**Stated task:** Omit every picture and return the rest of the data unaltered.

**Data:**
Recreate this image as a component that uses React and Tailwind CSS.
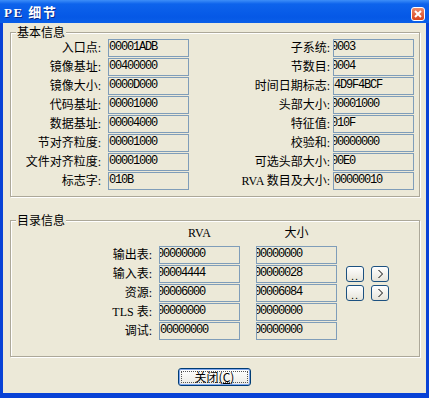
import React from "react";

const LABEL_FONT = "font-['Liberation_Serif','Noto_Sans_CJK_SC',serif]";

const Field = ({ v, clip }) => (
  <div className="w-[81px] h-[18px] shrink-0 border border-[#7f9db9] bg-[#ece9d8] overflow-hidden">
    <div
      className={`${clip ? "-ml-[3px]" : "ml-0"} pt-[1px] font-['Liberation_Mono',monospace] text-[12px] leading-[13px] tracking-[-1.2px] text-black whitespace-nowrap`}
    >
      {v}
    </div>
  </div>
);

const Row = ({ label, value, clip, labelW, gap }) => (
  <div className="flex items-center h-[18px]">
    <div
      className={`${labelW} ${LABEL_FONT} text-[12px] leading-[14px] text-right whitespace-nowrap text-black`}
    >
      {label}:
    </div>
    <div className={gap}>
      <Field v={value} clip={clip} />
    </div>
  </div>
);

const SmallBtn = ({ children }) => (
  <div className="w-[18px] h-[16px] rounded-[3px] border border-[#1c5180] bg-[linear-gradient(to_bottom,#ffffff,#e6e4da)] flex items-center justify-center font-['Liberation_Sans',sans-serif] text-[11px] leading-[11px] text-black">
    {children}
  </div>
);

const GroupBox = ({ title, className, children }) => (
  <div
    className={`relative border border-[#aca899] shadow-[1px_1px_0_#ffffff,inset_1px_1px_0_#ffffff] ${className}`}
  >
    <span className="absolute -top-[8px] left-[5px] px-[1px] bg-[#ece9d8] font-['Noto_Sans_CJK_SC',sans-serif] text-[12px] leading-[14px] text-black">
      {title}
    </span>
    {children}
  </div>
);

const leftRows = [
  ["入口点", "00001ADB"],
  ["镜像基址", "00400000"],
  ["镜像大小", "0000D000"],
  ["代码基址", "00001000"],
  ["数据基址", "00004000"],
  ["节对齐粒度", "00001000"],
  ["文件对齐粒度", "00001000"],
  ["标志字", "010B"],
];

const rightRows = [
  ["子系统", "0003", true],
  ["节数目", "0004", true],
  ["时间日期标志", "4D9F4BCF", false],
  ["头部大小", "00001000", true],
  ["特征值", "010F", true],
  ["校验和", "00000000", true],
  ["可选头部大小", "00E0", true],
  ["RVA 数目及大小", "00000010", false],
];

const dirRows = [
  ["输出表", "00000000", true, "00000000", true, false],
  ["输入表", "00004444", true, "00000028", true, true],
  ["资源", "00006000", true, "00006084", true, true],
  ["TLS 表", "00000000", true, "00000000", true, false],
  ["调试", "00000000", false, "00000000", true, false],
];

export default function App() {
  return (
    <div className="w-[429px] h-[398px] flex flex-col overflow-hidden bg-[#0a3fd6]">
      {/* Title bar */}
      <div className="h-[23px] shrink-0 flex items-center justify-between pl-[4px] pr-[4px] bg-[linear-gradient(to_bottom,#3d8ef8_0px,#0d63ec_4px,#0558e6_17px,#0a5fe8_23px)]">
        <span className="font-['Liberation_Serif','Noto_Sans_CJK_SC',serif] font-bold text-[13px] leading-[14px] tracking-[1.5px] text-white [text-shadow:1px_1px_0_#0a2a8a] mt-[2px]">
          PE 细节
        </span>
        <div className="w-[14px] h-[14px] mt-[4px] rounded-[3px] border border-white bg-[linear-gradient(to_bottom,#ec8a6a,#d8431c)] flex items-center justify-center">
          <svg width="8" height="8" viewBox="0 0 8 8">
            <path d="M1 1 L7 7 M7 1 L1 7" stroke="white" strokeWidth="2" />
          </svg>
        </div>
      </div>

      {/* Frame + client area */}
      <div className="flex-1 flex border-l-[3px] border-r-[3px] border-b-[5px] border-[#0842d6]">
        <div className="flex-1 flex flex-col bg-[#ece9d8] pt-[9px] pl-[7px]">
          <GroupBox title="基本信息" className="w-[410px] h-[165px]">
            <div className="flex pt-[6px]">
              <div className="flex flex-col gap-[1px]">
                {leftRows.map(([l, v]) => (
                  <Row key={l} label={l} value={v} labelW="w-[90px]" gap="ml-[7px]" />
                ))}
              </div>
              <div className="flex flex-col gap-[1px] ml-[41px]">
                {rightRows.map(([l, v, c]) => (
                  <Row key={l} label={l} value={v} clip={c} labelW="w-[100px]" gap="ml-[3px]" />
                ))}
              </div>
            </div>
          </GroupBox>

          <GroupBox title="目录信息" className="w-[410px] h-[137px] mt-[23px]">
            <div className="pt-[5px]">
              <div className="flex h-[14px] items-center">
                <div className="w-[148px]" />
                <div className={`w-[81px] text-center ${LABEL_FONT} text-[12px] leading-[14px]`}>RVA</div>
                <div className="w-[16px]" />
                <div className={`w-[81px] text-center ${LABEL_FONT} text-[12px] leading-[14px]`}>大小</div>
              </div>
              <div className="flex flex-col gap-[1px] mt-[6px]">
                {dirRows.map(([l, a, ca, b, cb, btns]) => (
                  <div key={l} className="flex items-center h-[18px]">
                    <div className={`w-[141px] ${LABEL_FONT} text-[12px] leading-[14px] text-right whitespace-nowrap`}>
                      {l}:
                    </div>
                    <div className="ml-[7px]">
                      <Field v={a} clip={ca} />
                    </div>
                    <div className="ml-[16px]">
                      <Field v={b} clip={cb} />
                    </div>
                    {btns && (
                      <div className="flex ml-[9px] gap-[7px]">
                        <SmallBtn>
                          <span className="mt-[5px] tracking-[1px]">..</span>
                        </SmallBtn>
                        <SmallBtn>
                          <svg width="7" height="10" viewBox="0 0 7 10">
                            <path d="M1.5 1 L5.5 5 L1.5 9" stroke="black" strokeWidth="1" fill="none" />
                          </svg>
                        </SmallBtn>
                      </div>
                    )}
                  </div>
                ))}
              </div>
            </div>
          </GroupBox>

          <div className="flex justify-center mt-[11px] pr-[7px]">
            <button className="w-[73px] h-[18px] rounded-[3px] border border-[#003c74] bg-[linear-gradient(to_bottom,#ffffff,#ecebe4)] shadow-[inset_0_0_0_1px_#7fa7ef] p-[2px] flex">
              <span className="flex-1 border border-dotted border-[#555] flex items-center justify-center font-['Noto_Sans_CJK_SC',sans-serif] text-[12px] leading-[12px] text-black">
                关闭(<span className="underline">C</span>)
              </span>
            </button>
          </div>
        </div>
      </div>
    </div>
  );
}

**Correct response:**
Recreate this image as a component that uses React and Tailwind CSS.
import React from "react";

const LABEL_FONT = "font-['Liberation_Serif','Noto_Sans_CJK_SC',serif]";

const Field = ({ v, clip }) => (
  <div className="w-[81px] h-[18px] shrink-0 border border-[#7f9db9] bg-[#ece9d8] overflow-hidden">
    <div
      className={`${clip ? "-ml-[3px]" : "ml-0"} pt-[1px] font-['Liberation_Mono',monospace] text-[12px] leading-[13px] tracking-[-1.2px] text-black whitespace-nowrap`}
    >
      {v}
    </div>
  </div>
);

const Row = ({ label, value, clip, labelW, gap }) => (
  <div className="flex items-center h-[18px]">
    <div
      className={`${labelW} ${LABEL_FONT} text-[12px] leading-[14px] text-right whitespace-nowrap text-black`}
    >
      {label}:
    </div>
    <div className={gap}>
      <Field v={value} clip={clip} />
    </div>
  </div>
);

const SmallBtn = ({ children }) => (
  <div className="w-[18px] h-[16px] rounded-[3px] border border-[#1c5180] bg-[linear-gradient(to_bottom,#ffffff,#e6e4da)] flex items-center justify-center font-['Liberation_Sans',sans-serif] text-[11px] leading-[11px] text-black">
    {children}
  </div>
);

const GroupBox = ({ title, className, children }) => (
  <div
    className={`relative border border-[#aca899] shadow-[1px_1px_0_#ffffff,inset_1px_1px_0_#ffffff] ${className}`}
  >
    <span className="absolute -top-[8px] left-[5px] px-[1px] bg-[#ece9d8] font-['Noto_Sans_CJK_SC',sans-serif] text-[12px] leading-[14px] text-black">
      {title}
    </span>
    {children}
  </div>
);

const leftRows = [
  ["入口点", "00001ADB"],
  ["镜像基址", "00400000"],
  ["镜像大小", "0000D000"],
  ["代码基址", "00001000"],
  ["数据基址", "00004000"],
  ["节对齐粒度", "00001000"],
  ["文件对齐粒度", "00001000"],
  ["标志字", "010B"],
];

const rightRows = [
  ["子系统", "0003", true],
  ["节数目", "0004", true],
  ["时间日期标志", "4D9F4BCF", false],
  ["头部大小", "00001000", true],
  ["特征值", "010F", true],
  ["校验和", "00000000", true],
  ["可选头部大小", "00E0", true],
  ["RVA 数目及大小", "00000010", false],
];

const dirRows = [
  ["输出表", "00000000", true, "00000000", true, false],
  ["输入表", "00004444", true, "00000028", true, true],
  ["资源", "00006000", true, "00006084", true, true],
  ["TLS 表", "00000000", true, "00000000", true, false],
  ["调试", "00000000", false, "00000000", true, false],
];

export default function App() {
  return (
    <div className="w-[429px] h-[398px] flex flex-col overflow-hidden bg-[#0a3fd6]">
      {/* Title bar */}
      <div className="h-[23px] shrink-0 flex items-center justify-between pl-[4px] pr-[4px] bg-[linear-gradient(to_bottom,#3d8ef8_0px,#0d63ec_4px,#0558e6_17px,#0a5fe8_23px)]">
        <span className="font-['Liberation_Serif','Noto_Sans_CJK_SC',serif] font-bold text-[13px] leading-[14px] tracking-[1.5px] text-white [text-shadow:1px_1px_0_#0a2a8a] mt-[2px]">
          PE 细节
        </span>
        <div className="w-[14px] h-[14px] mt-[4px] rounded-[3px] border border-white bg-[linear-gradient(to_bottom,#ec8a6a,#d8431c)] flex items-center justify-center">
          <svg width="8" height="8" viewBox="0 0 8 8">
            <path d="M1 1 L7 7 M7 1 L1 7" stroke="white" strokeWidth="2" />
          </svg>
        </div>
      </div>

      {/* Frame + client area */}
      <div className="flex-1 flex border-l-[3px] border-r-[3px] border-b-[5px] border-[#0842d6]">
        <div className="flex-1 flex flex-col bg-[#ece9d8] pt-[9px] pl-[7px]">
          <GroupBox title="基本信息" className="w-[410px] h-[165px]">
            <div className="flex pt-[6px]">
              <div className="flex flex-col gap-[1px]">
                {leftRows.map(([l, v]) => (
                  <Row key={l} label={l} value={v} labelW="w-[90px]" gap="ml-[7px]" />
                ))}
              </div>
              <div className="flex flex-col gap-[1px] ml-[41px]">
                {rightRows.map(([l, v, c]) => (
                  <Row key={l} label={l} value={v} clip={c} labelW="w-[100px]" gap="ml-[3px]" />
                ))}
              </div>
            </div>
          </GroupBox>

          <GroupBox title="目录信息" className="w-[410px] h-[137px] mt-[23px]">
            <div className="pt-[5px]">
              <div className="flex h-[14px] items-center">
                <div className="w-[148px]" />
                <div className={`w-[81px] text-center ${LABEL_FONT} text-[12px] leading-[14px]`}>RVA</div>
                <div className="w-[16px]" />
                <div className={`w-[81px] text-center ${LABEL_FONT} text-[12px] leading-[14px]`}>大小</div>
              </div>
              <div className="flex flex-col gap-[1px] mt-[6px]">
                {dirRows.map(([l, a, ca, b, cb, btns]) => (
                  <div key={l} className="flex items-center h-[18px]">
                    <div className={`w-[141px] ${LABEL_FONT} text-[12px] leading-[14px] text-right whitespace-nowrap`}>
                      {l}:
                    </div>
                    <div className="ml-[7px]">
                      <Field v={a} clip={ca} />
                    </div>
                    <div className="ml-[16px]">
                      <Field v={b} clip={cb} />
                    </div>
                    {btns && (
                      <div className="flex ml-[9px] gap-[7px]">
                        <SmallBtn>
                          <span className="mt-[5px] tracking-[1px]">..</span>
                        </SmallBtn>
                        <SmallBtn>
                          <svg width="7" height="10" viewBox="0 0 7 10">
                            <path d="M1.5 1 L5.5 5 L1.5 9" stroke="black" strokeWidth="1" fill="none" />
                          </svg>
                        </SmallBtn>
                      </div>
                    )}
                  </div>
                ))}
              </div>
            </div>
          </GroupBox>

          <div className="flex justify-center mt-[11px] pr-[7px]">
            <button className="w-[73px] h-[18px] rounded-[3px] border border-[#003c74] bg-[linear-gradient(to_bottom,#ffffff,#ecebe4)] shadow-[inset_0_0_0_1px_#7fa7ef] p-[2px] flex">
              <span className="flex-1 border border-dotted border-[#555] flex items-center justify-center font-['Noto_Sans_CJK_SC',sans-serif] text-[12px] leading-[12px] text-black">
                关闭(<span className="underline">C</span>)
              </span>
            </button>
          </div>
        </div>
      </div>
    </div>
  );
}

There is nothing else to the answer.